Pei argued that China’s leadership has placed great value on the establishment of a nationwide social credit score system. He noted that the concept was first raised in a single sentence of a November 2013 government document about how to reform the Chinese economy. In 2016, Xi Jinping chaired several meetings in which he approved a series of documents that supported the system’s implementation. Local governments published corresponding documents the same year.

China’s leadership envisioned that by 2020, society would have a fully functioning framework for the sharing of information across sectors, and a point structure for rewarding and punishing individual behavior.

The system is to be applied principally to the sectors of government, business, nongovernmental organizations (NGOs), and telecommunications. It also targets individual professions, including civil servants, lawyers, health-care professionals, teachers, and journalists. In the long term, gradually all individuals would be covered.

Furthermore, each individual covered would be assigned a unique national identification number that is required for access to the internet, postal services, and financial accounts.

“All the important things you do with your life will be connected with this unique number, and the government should be able to access that information,” Pei said.

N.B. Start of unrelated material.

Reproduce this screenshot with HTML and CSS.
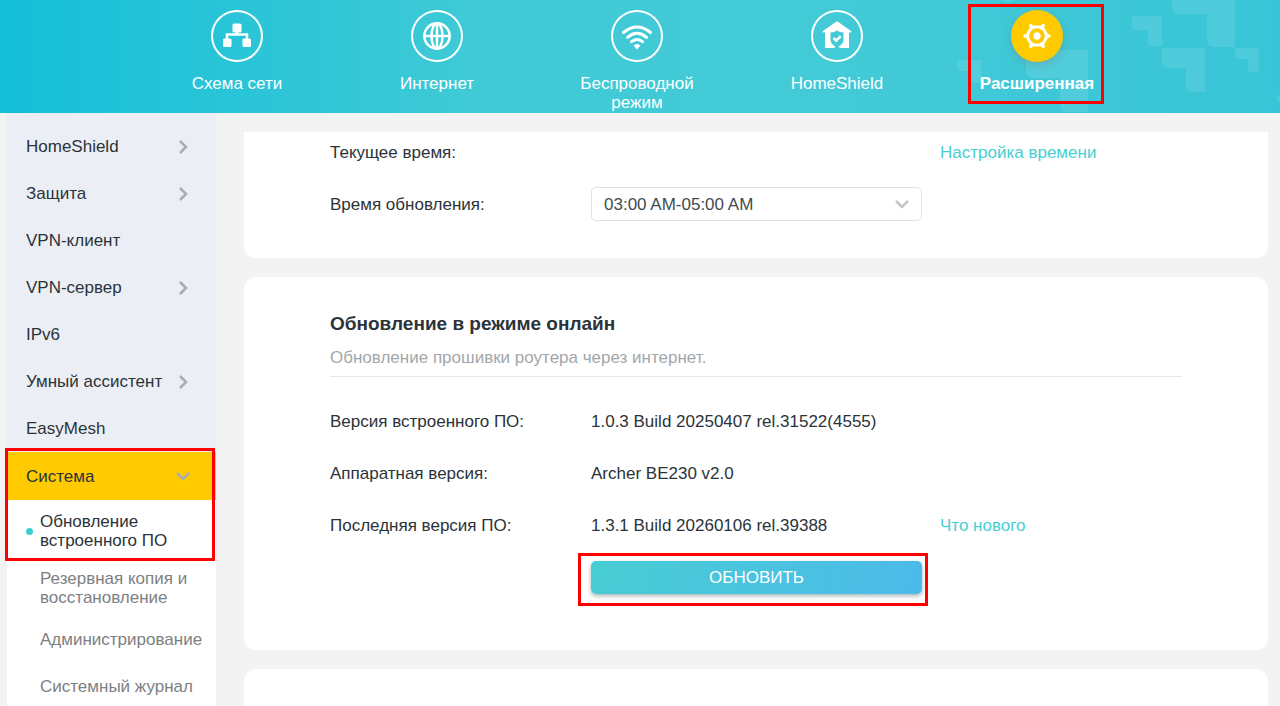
FILE: index.html
```html
<!DOCTYPE html>
<html lang="ru">
<head>
<meta charset="utf-8">
<meta name="viewport" content="width=device-width, initial-scale=1">
<title>Обновление встроенного ПО</title>
<link rel="stylesheet" href="styles.css">
</head>
<body>
<header class="header">
  <svg class="pattern" viewBox="940 0 340 113" aria-hidden="true">
    <path d="M1132 16h30v30h-10a4 4 0 0 1-4-4V30h-12a4 4 0 0 1-4-4z"/>
    <path d="M1172 0h63v47h-22a6 6 0 0 1-6-6V14h-29a6 6 0 0 1-6-6z"/>
    <path d="M1162 48h43v44h-13a6 6 0 0 1-6-6V68h-18a6 6 0 0 1-6-6z"/>
    <path d="M1235 48h21a3 3 0 0 1 3 3v21h-8a3 3 0 0 1-3-3V59h-10a3 3 0 0 1-3-3z"/>
    <path d="M957 60h24v23h-7a3 3 0 0 1-3-3V71h-11a3 3 0 0 1-3-3z"/>
    <path d="M1026 50h62v62h-22a6 6 0 0 1-6-6V78h-28a6 6 0 0 1-6-6z"/>
    <path d="M1001 0h13v2h-11zM1280 95v8l-3-3v-3z"/>
  </svg>
  <nav class="nav">
    <a class="nav-item" href="#map">
      <span class="nav-icon"><svg viewBox="0 0 52 52"><g class="fill"><rect x="21.500" y="13.500" width="9" height="9" rx="1.500"/><rect x="12" y="28.500" width="8.500" height="8.500" rx="1.500"/><rect x="31.500" y="28.500" width="8.500" height="8.500" rx="1.500"/></g><path class="line heavy" d="M26 22v3M16 29v-4.500h20V29"/></svg></span>
      <span>Схема сети</span>
    </a>
    <a class="nav-item" href="#internet">
      <span class="nav-icon"><svg viewBox="0 0 52 52"><g class="line heavy"><circle cx="26" cy="26" r="12.700"/><ellipse cx="26" cy="26" rx="5.500" ry="12.700"/><path d="M26 13v26M13 26h26"/></g></svg></span>
      <span>Интернет</span>
    </a>
    <a class="nav-item" href="#wireless">
      <span class="nav-icon"><svg viewBox="0 0 52 52"><path class="line thick" d="M12.500 22.500q13.500-11 27 0M16.500 27.300q9.500-8 19 0M20.500 31.700q5.500-4.500 11 0"/><path class="fill" d="M22.500 35.500q3.500-3 7 0L26 39.500z"/></svg></span>
      <span>Беспроводной режим</span>
    </a>
    <a class="nav-item" href="#homeshield">
      <span class="nav-icon"><svg viewBox="0 0 52 52"><path class="fill" fill-rule="evenodd" d="M26 11.500q1 0 2 1l12 8.500q1 1.500-1 1.500h-1V38H29l-1.500-1.500q5-2.500 5-7V22.500q-4 0-6.500-2-2.500 2-6.500 2v7q0 4.500 5 7L23 38h-9V22.500h-1q-2 0-1-1.500l12-8.500q1-1 2-1z"/><path class="line heavy" d="M22.500 28l2.700 2.700 4.500-4.500"/></svg></span>
      <span>HomeShield</span>
    </a>
    <a class="nav-item active" href="#advanced" aria-current="page">
      <span class="nav-icon"><svg viewBox="0 0 52 52"><path class="fill" fill-rule="evenodd" d="M19.800 15.500h12.400L38 26l-5.800 10.500H19.800L14 26zM26 18.200a7.800 7.800 0 1 0 0 15.600 7.800 7.800 0 1 0 0-15.600z"/><g class="fill"><circle cx="26" cy="26" r="3.700"/><circle cx="14" cy="26" r="1.700"/><circle cx="38" cy="26" r="1.700"/><circle cx="19.800" cy="15.500" r="1.700"/><circle cx="32.200" cy="15.500" r="1.700"/><circle cx="19.800" cy="36.500" r="1.700"/><circle cx="32.200" cy="36.500" r="1.700"/></g></svg></span>
      <span>Расширенная</span>
    </a>
  </nav>
</header>

<div class="layout">
  <aside class="sidebar">
    <a class="side-item" href="#hs">HomeShield<svg class="chev" viewBox="0 0 14 14"><path d="M4 1l6 6-6 6"/></svg></a>
    <a class="side-item" href="#security">Защита<svg class="chev" viewBox="0 0 14 14"><path d="M4 1l6 6-6 6"/></svg></a>
    <a class="side-item" href="#vpn-client">VPN-клиент</a>
    <a class="side-item" href="#vpn-server">VPN-сервер<svg class="chev" viewBox="0 0 14 14"><path d="M4 1l6 6-6 6"/></svg></a>
    <a class="side-item" href="#ipv6">IPv6</a>
    <a class="side-item" href="#assistant">Умный ассистент<svg class="chev" viewBox="0 0 14 14"><path d="M4 1l6 6-6 6"/></svg></a>
    <a class="side-item" href="#easymesh">EasyMesh</a>
    <div class="marked">
      <a class="side-item open" href="#system">Система<svg class="chev" viewBox="0 0 14 14"><path d="M1 4l6 6 6-6"/></svg></a>
      <a class="sub-item current" href="#firmware">Обновление встроенного ПО</a>
    </div>
    <div class="sub-list">
      <a class="sub-item" href="#backup">Резервная копия и восстановление</a>
      <a class="sub-item" href="#admin">Администрирование</a>
      <a class="sub-item" href="#log">Системный журнал</a>
    </div>
  </aside>

  <main class="content">
    <section class="card card-top">
      <div class="row">
        <span>Текущее время:</span>
        <span></span>
        <a class="link" href="#time">Настройка времени</a>
      </div>
      <div class="row">
        <label for="update-time">Время обновления:</label>
        <div class="select">
          <select id="update-time"><option>03:00 AM-05:00 AM</option></select>
          <svg class="chev" viewBox="0 0 14 14" aria-hidden="true"><path d="M1 4l6 6 6-6"/></svg>
        </div>
      </div>
    </section>

    <section class="card card-online">
      <h2 class="title">Обновление в режиме онлайн</h2>
      <p class="hint">Обновление прошивки роутера через интернет.</p>
      <div class="row"><span>Версия встроенного ПО:</span><span>1.0.3 Build 20250407 rel.31522(4555)</span></div>
      <div class="row"><span>Аппаратная версия:</span><span>Archer BE230 v2.0</span></div>
      <div class="row"><span>Последняя версия ПО:</span><span>1.3.1 Build 20260106 rel.39388</span><a class="link" href="#news">Что нового</a></div>
      <div class="row"><div class="action"><button class="button" type="button">ОБНОВИТЬ</button></div></div>
    </section>

    <section class="card card-next"></section>
  </main>
</div>
</body>
</html>
```
FILE: styles.css
```css
*,
*::before,
*::after {
  box-sizing: border-box;
}

body {
  margin: 0;
  height: 100vh;
  display: flex;
  flex-direction: column;
  overflow: hidden;
  background: #f3f3f3;
  color: #2b3338;
  font-family: "Liberation Sans", Arial, sans-serif;
  font-size: 17px;
  line-height: 19px;
}

a {
  color: inherit;
  text-decoration: none;
}

/* Header */

.header {
  position: relative;
  flex: none;
  min-height: 113px;
  background: linear-gradient(90deg, #14bfd9 0%, #40cad6 38%, #43cad7 65%, #38c5d7 100%);
  color: #fff;
}

.pattern {
  position: absolute;
  top: 0;
  right: 0;
  width: 340px;
  height: 113px;
  fill: rgba(255, 255, 255, 0.1);
}

.nav {
  display: flex;
  justify-content: center;
  padding: 10px 6px 0 0;
}

.nav-item {
  position: relative;
  width: 200px;
  padding: 0 40px;
  display: flex;
  flex-direction: column;
  align-items: center;
  gap: 12px;
  text-align: center;
}

.nav-icon {
  width: 52px;
  height: 52px;
  border-radius: 50%;
  box-shadow: inset 0 0 0 2px #fff;
}

.nav-icon svg {
  display: block;
}

.fill {
  fill: #fff;
}

.line {
  fill: none;
  stroke: #fff;
  stroke-width: 2;
}

.heavy {
  stroke-width: 2.5;
}

.thick {
  stroke-width: 3;
  stroke-linecap: round;
}

.active {
  font-weight: bold;
}

.active .nav-icon {
  background: #ffca00;
  box-shadow: 0 3px 8px rgba(120, 130, 130, 0.4);
}

/* Red highlight frames */

.active::after,
.marked::after,
.action::after {
  content: "";
  position: absolute;
  border: 3px solid #f00;
  pointer-events: none;
}

.active::after {
  inset: -6px 33px auto 31px;
  height: 100px;
}

.marked::after {
  inset: -4px 1px 0 -2px;
}

.action::after {
  inset: -8px -6px -12px -13px;
}

/* Layout */

.layout {
  flex: 1;
  min-height: 0;
  display: flex;
  padding: 0 12px 0 7px;
  gap: 28px;
}

.sidebar {
  flex: none;
  width: 209px;
  padding-top: 10px;
  background: #ebeff5;
}

.side-item {
  display: flex;
  align-items: center;
  justify-content: space-between;
  height: 47px;
  padding: 0 26px 0 19px;
}

.chev {
  width: 14px;
  height: 14px;
  fill: none;
  stroke: #a9adb1;
  stroke-width: 2.5;
}

.open {
  height: 48px;
  background: #ffca00;
}

.marked {
  position: relative;
  background: #fff;
}

.sub-list {
  background: #fff;
}

.sub-item {
  display: flex;
  align-items: center;
  min-height: 47px;
  padding: 8px 13px 9px 33px;
  color: #7d8182;
}

.current {
  position: relative;
  padding-top: 12px;
  padding-bottom: 11px;
  color: #2b3338;
}

.current::before {
  content: "";
  position: absolute;
  left: 19px;
  width: 7px;
  height: 7px;
  border-radius: 50%;
  background: #3fcfd3;
}

.content {
  flex: 1;
  min-width: 0;
  display: flex;
  flex-direction: column;
  gap: 19px;
  padding-top: 19px;
}

.card {
  flex: none;
  padding: 0 86px;
  background: #fff;
  border-radius: 12px;
  display: flex;
  flex-direction: column;
  gap: 18px;
}

.card-top {
  padding-top: 3px;
  padding-bottom: 37px;
  border-radius: 0 0 12px 12px;
}

.card-online {
  padding-top: 37px;
  padding-bottom: 56px;
}

.card-next {
  flex: 1;
  border-radius: 12px 12px 0 0;
}

.title {
  margin: 0;
  font-size: 19px;
  line-height: 20px;
}

.hint {
  margin: -4px 0 9px;
  padding-bottom: 9px;
  border-bottom: 1px solid #e6e8ea;
  color: #a3a7aa;
}

.row {
  display: grid;
  grid-template-columns: 261px 349px 1fr;
  align-items: center;
  min-height: 34px;
}

.link {
  color: #48ced2;
}

.select {
  position: relative;
  width: 331px;
}

.select select {
  display: block;
  width: 100%;
  height: 34px;
  padding: 0 12px;
  appearance: none;
  border: 1px solid #dfe2e5;
  border-radius: 5px;
  background: #fff;
  color: #414b50;
  font: inherit;
}

.select .chev {
  position: absolute;
  top: 10px;
  right: 13px;
  stroke: #c4c7c9;
  pointer-events: none;
}

.action {
  position: relative;
  grid-column: 2;
  width: 331px;
}

.button {
  display: block;
  width: 100%;
  height: 33px;
  border: 0;
  border-radius: 5px;
  background: linear-gradient(100deg, #48cdd3, #4cbaea);
  box-shadow: 0 2px 4px rgba(60, 90, 100, 0.45);
  color: #fff;
  font: inherit;
}
```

Pei explained that the government would maintain a separate credit file for internet activities and make that information available to other sectors of society. If individuals engage in online fraud or activities such as spreading “false rumors,” they would be subject to a blacklist and denied use of the internet.

He noted that the system’s implementation has made significant progress, as some local governments have fulfilled 70 to 80 percent of the central government’s vision. However, the ambitious project isn’t without its complications.

Current problems include the low quality of data collected, the efficiency in which data is transmitted to the central government, and disparities in system performance among regions across China.

In addition to fundamental objections on behalf of human rights and privacy, Pei is also concerned about the system’s susceptibility to being used for corrupt ends. He noted that while the central government’s plan is clearly and carefully written, local officials may take more extreme measures in its application and use it to reward friends and punish enemies.

“I am scared by the scope and ambition of the system,” Pei concluded. “But I am also very skeptical. Is this a system that is actually doable?”